The exercise >>
Quote the records below in full, exactly as given, with the images taken out.
□ □ □ □
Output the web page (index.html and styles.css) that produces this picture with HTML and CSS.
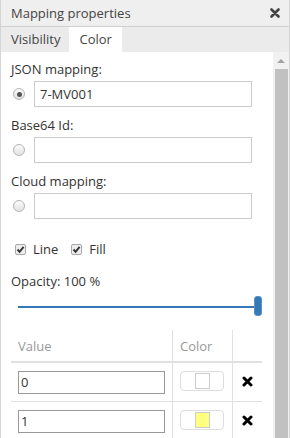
FILE: index.html
```html
<!DOCTYPE html>
<html>
<head>
  <title>Mapping properties</title>
  <link rel="stylesheet" href="styles.css">
</head>
<body>
  <div class="panel">
    <div class="panel-header">
      <span class="panel-title">Mapping properties</span>
      <svg class="close-icon" width="10" height="10" viewBox="0 0 10 10"><path d="M1.5 1.5 L8.5 8.5 M8.5 1.5 L1.5 8.5" stroke="#444" stroke-width="2.6" stroke-linecap="round"/></svg>
    </div>
    <div class="tabs">
      <div class="tab">Visibility</div>
      <div class="tab active">Color</div>
    </div>
    <div class="panel-body">
      <div class="content">
        <div class="field">
          <label class="field-label">JSON mapping:</label>
          <div class="field-row">
            <span class="radio checked"></span>
            <input class="text-input" type="text" value="7-MV001">
          </div>
        </div>
        <div class="field">
          <label class="field-label">Base64 Id:</label>
          <div class="field-row">
            <span class="radio"></span>
            <input class="text-input" type="text">
          </div>
        </div>
        <div class="field">
          <label class="field-label">Cloud mapping:</label>
          <div class="field-row">
            <span class="radio"></span>
            <input class="text-input" type="text">
          </div>
        </div>

        <div class="checks">
          <label class="check"><span class="checkbox"><svg width="9" height="9" viewBox="0 0 9 9"><path d="M1.5 4.5 L3.6 6.8 L7.6 1.8" fill="none" stroke="#333" stroke-width="1.9"/></svg></span>Line</label>
          <label class="check"><span class="checkbox"><svg width="9" height="9" viewBox="0 0 9 9"><path d="M1.5 4.5 L3.6 6.8 L7.6 1.8" fill="none" stroke="#333" stroke-width="1.9"/></svg></span>Fill</label>
        </div>

        <div class="opacity-label">Opacity: 100 %</div>
        <div class="slider">
          <div class="slider-track"></div>
          <div class="slider-handle"></div>
        </div>

        <table class="color-table">
          <thead>
            <tr><th class="col-value">Value</th><th class="col-color">Color</th><th class="col-del"></th></tr>
          </thead>
          <tbody>
            <tr>
              <td><input class="value-input" type="text" value="0"></td>
              <td><span class="swatch-btn"><span class="swatch" style="background:#ffffff"></span></span></td>
              <td class="del"><svg width="11" height="11" viewBox="0 0 11 11"><path d="M2 2 L9 9 M9 2 L2 9" stroke="#000" stroke-width="3" stroke-linecap="round"/></svg></td>
            </tr>
            <tr>
              <td><input class="value-input" type="text" value="1"></td>
              <td><span class="swatch-btn"><span class="swatch" style="background:#ffff80"></span></span></td>
              <td class="del"><svg width="11" height="11" viewBox="0 0 11 11"><path d="M2 2 L9 9 M9 2 L2 9" stroke="#000" stroke-width="3" stroke-linecap="round"/></svg></td>
            </tr>
          </tbody>
        </table>
      </div>
      <div class="scrollbar">
        <div class="scroll-arrow"></div>
        <div class="scroll-thumb"></div>
      </div>
    </div>
  </div>
</body>
</html>
```

FILE: styles.css
```css
body {
  margin: 0;
  font-family: 'Open Sans', 'Liberation Sans', sans-serif;
  color: #333;
  background: #fff;
}
.panel {
  width: 290px;
  height: 438px;
  box-sizing: border-box;
  border-left: 1px solid #d4d4d4;
  border-right: 1px solid #d4d4d4;
  display: flex;
  flex-direction: column;
  overflow: hidden;
}
.panel-header {
  height: 26px;
  flex: none;
  background: #efefef;
  border-bottom: 1px solid #d0d0d0;
  display: flex;
  align-items: center;
  justify-content: space-between;
  padding: 0 9px 0 10px;
}
.panel-title {
  font-size: 13px;
  color: #444;
}
.tabs {
  height: 25px;
  flex: none;
  background: #ebebeb;
  display: flex;
}
.tab {
  padding: 0 9px 0 10px;
  line-height: 25px;
  font-size: 13px;
  color: #444;
}
.tab.active {
  background: #fff;
  padding: 0 10px;
}
.panel-body {
  flex: 1;
  display: flex;
  min-height: 0;
}
.content {
  flex: 1;
  padding: 8px 10px 0 10px;
}
.field {
  margin-bottom: 9px;
}
.field-label {
  display: block;
  font-size: 13px;
  line-height: 18px;
  margin-bottom: 3px;
}
.field-row {
  display: flex;
  align-items: center;
}
.radio {
  width: 10px;
  height: 10px;
  border: 1px solid #b5b5b5;
  border-radius: 50%;
  background: linear-gradient(#fafafa, #e2e2e2);
  margin: 0 9px 0 2px;
  position: relative;
  flex: none;
}
.radio.checked::after {
  content: '';
  position: absolute;
  left: 2.5px;
  top: 2.5px;
  width: 5px;
  height: 5px;
  border-radius: 50%;
  background: #555;
}
.text-input {
  width: 218px;
  height: 26px;
  box-sizing: border-box;
  border: 1px solid #ccc;
  padding: 0 5px;
  font-family: inherit;
  font-size: 13px;
  color: #333;
  outline: none;
}
.checks {
  display: flex;
  gap: 13px;
  margin: 21px 0 0 4px;
}
.check {
  display: flex;
  align-items: center;
  font-size: 13px;
}
.checkbox {
  width: 9px;
  height: 9px;
  border: 1px solid #a8a8a8;
  border-radius: 2px;
  background: #eee;
  display: flex;
  margin-right: 7px;
}
.opacity-label {
  font-size: 13px;
  margin-top: 14px;
}
.slider {
  position: relative;
  height: 22px;
  margin: 6px 0 0 7px;
  width: 244px;
}
.slider-track {
  position: absolute;
  left: 0;
  right: 5px;
  top: 10px;
  height: 2px;
  background: #337ab7;
}
.slider-handle {
  position: absolute;
  right: 0;
  top: 0;
  width: 8px;
  height: 20px;
  border-radius: 3px;
  background: #337ab7;
  border: 1px solid #5b93c4;
  box-sizing: border-box;
}
.color-table {
  border-collapse: collapse;
  width: 251px;
  margin-top: 12px;
  font-size: 13px;
}
.color-table th {
  font-weight: normal;
  color: #999;
  text-align: left;
  height: 31px;
  padding: 0 7px;
  border-bottom: 2px solid #e0e0e0;
}
.color-table td {
  height: 38px;
  padding: 0 7px;
  border-bottom: 1px solid #e0e0e0;
}
.color-table th + th,
.color-table td + td {
  border-left: 1px solid #e0e0e0;
}
.col-value {
  width: 147px;
}
.col-color {
  width: 45px;
}
.value-input {
  width: 147px;
  height: 23px;
  box-sizing: border-box;
  border: 1px solid #999;
  padding: 0 2px;
  font-family: inherit;
  font-size: 13px;
  color: #333;
}
.swatch-btn {
  display: flex;
  justify-content: center;
  align-items: center;
  width: 44px;
  height: 20px;
  box-sizing: border-box;
  border: 1px solid #ddd;
  border-radius: 4px;
  margin-bottom: 3px;
}
.swatch {
  width: 15px;
  height: 16px;
  box-sizing: border-box;
  border: 1px solid #ccc;
}
.del {
  text-align: center;
}
.scrollbar {
  width: 16px;
  flex: none;
  background: #f1f1f1;
  display: flex;
  flex-direction: column;
  align-items: center;
}
.scroll-arrow {
  width: 0;
  height: 0;
  border-left: 4px solid transparent;
  border-right: 4px solid transparent;
  border-bottom: 4px solid #a3a3a3;
  margin: 7px 0 6px;
}
.scroll-thumb {
  width: 13px;
  flex: 1;
  background: #c1c1c1;
}
```
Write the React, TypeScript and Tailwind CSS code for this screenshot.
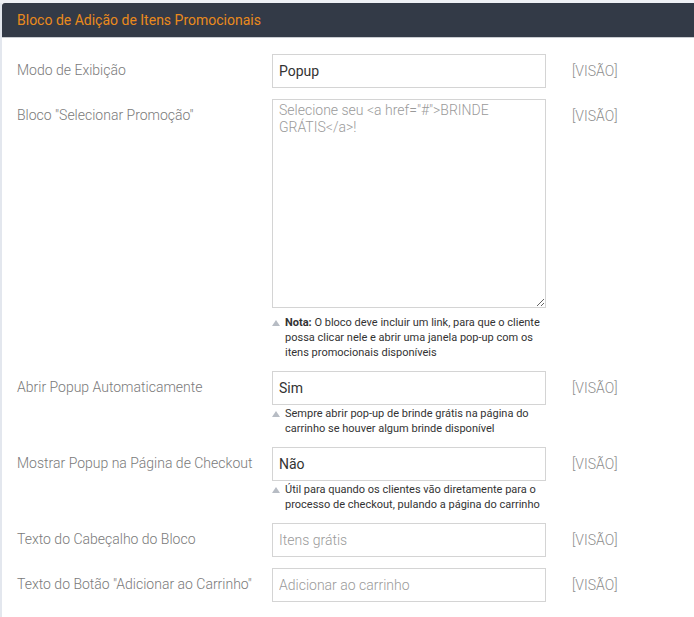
□ □ □ □
Response >>
Output the web page (index.html and styles.css) that produces this picture with HTML and CSS.
FILE: index.html
```html
<!DOCTYPE html>
<html>
<head>
  <title>Mapping properties</title>
  <link rel="stylesheet" href="styles.css">
</head>
<body>
  <div class="panel">
    <div class="panel-header">
      <span class="panel-title">Mapping properties</span>
      <svg class="close-icon" width="10" height="10" viewBox="0 0 10 10"><path d="M1.5 1.5 L8.5 8.5 M8.5 1.5 L1.5 8.5" stroke="#444" stroke-width="2.6" stroke-linecap="round"/></svg>
    </div>
    <div class="tabs">
      <div class="tab">Visibility</div>
      <div class="tab active">Color</div>
    </div>
    <div class="panel-body">
      <div class="content">
        <div class="field">
          <label class="field-label">JSON mapping:</label>
          <div class="field-row">
            <span class="radio checked"></span>
            <input class="text-input" type="text" value="7-MV001">
          </div>
        </div>
        <div class="field">
          <label class="field-label">Base64 Id:</label>
          <div class="field-row">
            <span class="radio"></span>
            <input class="text-input" type="text">
          </div>
        </div>
        <div class="field">
          <label class="field-label">Cloud mapping:</label>
          <div class="field-row">
            <span class="radio"></span>
            <input class="text-input" type="text">
          </div>
        </div>

        <div class="checks">
          <label class="check"><span class="checkbox"><svg width="9" height="9" viewBox="0 0 9 9"><path d="M1.5 4.5 L3.6 6.8 L7.6 1.8" fill="none" stroke="#333" stroke-width="1.9"/></svg></span>Line</label>
          <label class="check"><span class="checkbox"><svg width="9" height="9" viewBox="0 0 9 9"><path d="M1.5 4.5 L3.6 6.8 L7.6 1.8" fill="none" stroke="#333" stroke-width="1.9"/></svg></span>Fill</label>
        </div>

        <div class="opacity-label">Opacity: 100 %</div>
        <div class="slider">
          <div class="slider-track"></div>
          <div class="slider-handle"></div>
        </div>

        <table class="color-table">
          <thead>
            <tr><th class="col-value">Value</th><th class="col-color">Color</th><th class="col-del"></th></tr>
          </thead>
          <tbody>
            <tr>
              <td><input class="value-input" type="text" value="0"></td>
              <td><span class="swatch-btn"><span class="swatch" style="background:#ffffff"></span></span></td>
              <td class="del"><svg width="11" height="11" viewBox="0 0 11 11"><path d="M2 2 L9 9 M9 2 L2 9" stroke="#000" stroke-width="3" stroke-linecap="round"/></svg></td>
            </tr>
            <tr>
              <td><input class="value-input" type="text" value="1"></td>
              <td><span class="swatch-btn"><span class="swatch" style="background:#ffff80"></span></span></td>
              <td class="del"><svg width="11" height="11" viewBox="0 0 11 11"><path d="M2 2 L9 9 M9 2 L2 9" stroke="#000" stroke-width="3" stroke-linecap="round"/></svg></td>
            </tr>
          </tbody>
        </table>
      </div>
      <div class="scrollbar">
        <div class="scroll-arrow"></div>
        <div class="scroll-thumb"></div>
      </div>
    </div>
  </div>
</body>
</html>
```

FILE: styles.css
```css
body {
  margin: 0;
  font-family: 'Open Sans', 'Liberation Sans', sans-serif;
  color: #333;
  background: #fff;
}
.panel {
  width: 290px;
  height: 438px;
  box-sizing: border-box;
  border-left: 1px solid #d4d4d4;
  border-right: 1px solid #d4d4d4;
  display: flex;
  flex-direction: column;
  overflow: hidden;
}
.panel-header {
  height: 26px;
  flex: none;
  background: #efefef;
  border-bottom: 1px solid #d0d0d0;
  display: flex;
  align-items: center;
  justify-content: space-between;
  padding: 0 9px 0 10px;
}
.panel-title {
  font-size: 13px;
  color: #444;
}
.tabs {
  height: 25px;
  flex: none;
  background: #ebebeb;
  display: flex;
}
.tab {
  padding: 0 9px 0 10px;
  line-height: 25px;
  font-size: 13px;
  color: #444;
}
.tab.active {
  background: #fff;
  padding: 0 10px;
}
.panel-body {
  flex: 1;
  display: flex;
  min-height: 0;
}
.content {
  flex: 1;
  padding: 8px 10px 0 10px;
}
.field {
  margin-bottom: 9px;
}
.field-label {
  display: block;
  font-size: 13px;
  line-height: 18px;
  margin-bottom: 3px;
}
.field-row {
  display: flex;
  align-items: center;
}
.radio {
  width: 10px;
  height: 10px;
  border: 1px solid #b5b5b5;
  border-radius: 50%;
  background: linear-gradient(#fafafa, #e2e2e2);
  margin: 0 9px 0 2px;
  position: relative;
  flex: none;
}
.radio.checked::after {
  content: '';
  position: absolute;
  left: 2.5px;
  top: 2.5px;
  width: 5px;
  height: 5px;
  border-radius: 50%;
  background: #555;
}
.text-input {
  width: 218px;
  height: 26px;
  box-sizing: border-box;
  border: 1px solid #ccc;
  padding: 0 5px;
  font-family: inherit;
  font-size: 13px;
  color: #333;
  outline: none;
}
.checks {
  display: flex;
  gap: 13px;
  margin: 21px 0 0 4px;
}
.check {
  display: flex;
  align-items: center;
  font-size: 13px;
}
.checkbox {
  width: 9px;
  height: 9px;
  border: 1px solid #a8a8a8;
  border-radius: 2px;
  background: #eee;
  display: flex;
  margin-right: 7px;
}
.opacity-label {
  font-size: 13px;
  margin-top: 14px;
}
.slider {
  position: relative;
  height: 22px;
  margin: 6px 0 0 7px;
  width: 244px;
}
.slider-track {
  position: absolute;
  left: 0;
  right: 5px;
  top: 10px;
  height: 2px;
  background: #337ab7;
}
.slider-handle {
  position: absolute;
  right: 0;
  top: 0;
  width: 8px;
  height: 20px;
  border-radius: 3px;
  background: #337ab7;
  border: 1px solid #5b93c4;
  box-sizing: border-box;
}
.color-table {
  border-collapse: collapse;
  width: 251px;
  margin-top: 12px;
  font-size: 13px;
}
.color-table th {
  font-weight: normal;
  color: #999;
  text-align: left;
  height: 31px;
  padding: 0 7px;
  border-bottom: 2px solid #e0e0e0;
}
.color-table td {
  height: 38px;
  padding: 0 7px;
  border-bottom: 1px solid #e0e0e0;
}
.color-table th + th,
.color-table td + td {
  border-left: 1px solid #e0e0e0;
}
.col-value {
  width: 147px;
}
.col-color {
  width: 45px;
}
.value-input {
  width: 147px;
  height: 23px;
  box-sizing: border-box;
  border: 1px solid #999;
  padding: 0 2px;
  font-family: inherit;
  font-size: 13px;
  color: #333;
}
.swatch-btn {
  display: flex;
  justify-content: center;
  align-items: center;
  width: 44px;
  height: 20px;
  box-sizing: border-box;
  border: 1px solid #ddd;
  border-radius: 4px;
  margin-bottom: 3px;
}
.swatch {
  width: 15px;
  height: 16px;
  box-sizing: border-box;
  border: 1px solid #ccc;
}
.del {
  text-align: center;
}
.scrollbar {
  width: 16px;
  flex: none;
  background: #f1f1f1;
  display: flex;
  flex-direction: column;
  align-items: center;
}
.scroll-arrow {
  width: 0;
  height: 0;
  border-left: 4px solid transparent;
  border-right: 4px solid transparent;
  border-bottom: 4px solid #a3a3a3;
  margin: 7px 0 6px;
}
.scroll-thumb {
  width: 13px;
  flex: 1;
  background: #c1c1c1;
}
```
Write the React, TypeScript and Tailwind CSS code for this screenshot.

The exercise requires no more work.